Like many stations on the line, for the first 100 years in service, Taraval and 42nd Avenue had no platforms; passengers waited on sidewalks, trains stopped at marked poles before the cross street, and passengers cross travel lanes to board. In March 2014, Muni released details of the proposed implementation of their Transit Effectiveness Project (later rebranded MuniForward), which included a variety of stop changes for the L Taraval line. The stops at 42nd Avenue would be moved to the far side of the cross street as boarding islands, with traffic calming measures.

On September 20, 2016, the SFMTA Board approved the L Taraval Rapid Project. Under the revised plan, extended platforms would be built in the middle of Taraval (traffic islands) on the near side of the cross street, with a short mini-high platform providing access to people with disabilities located on the far side of the cross street.

Early implementation of some project elements, including painted clear zones where the boarding islands were to be located, was done in early 2017.

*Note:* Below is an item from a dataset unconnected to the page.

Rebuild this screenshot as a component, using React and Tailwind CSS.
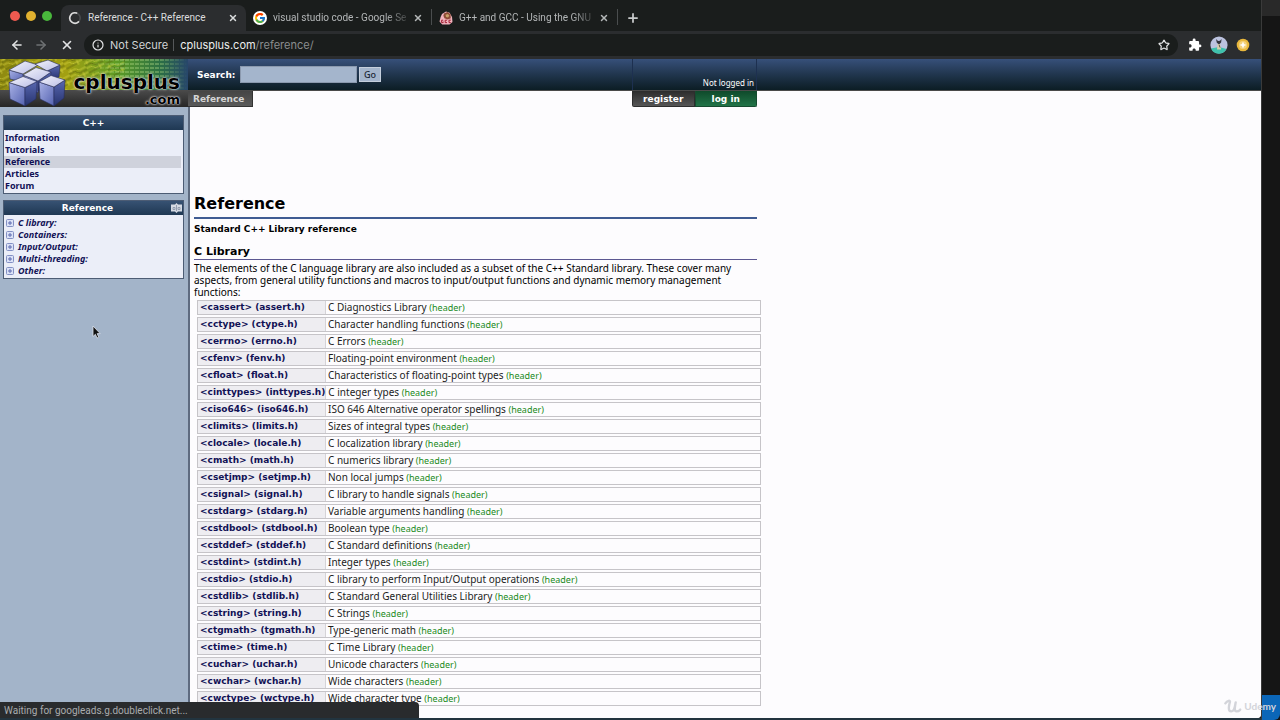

Construction on the first phase of the project, between 33rd Avenue and 46th Avenue, began in September 2019. Construction of the eastbound accessible platform began on January 6, 2021, followed by the eastbound boarding island on January 20. Construction on the westbound boarding island and accessible platform began on February 19, 2021. The first phase of the project, including the platforms at 42nd Avenue, was completed in July 2021.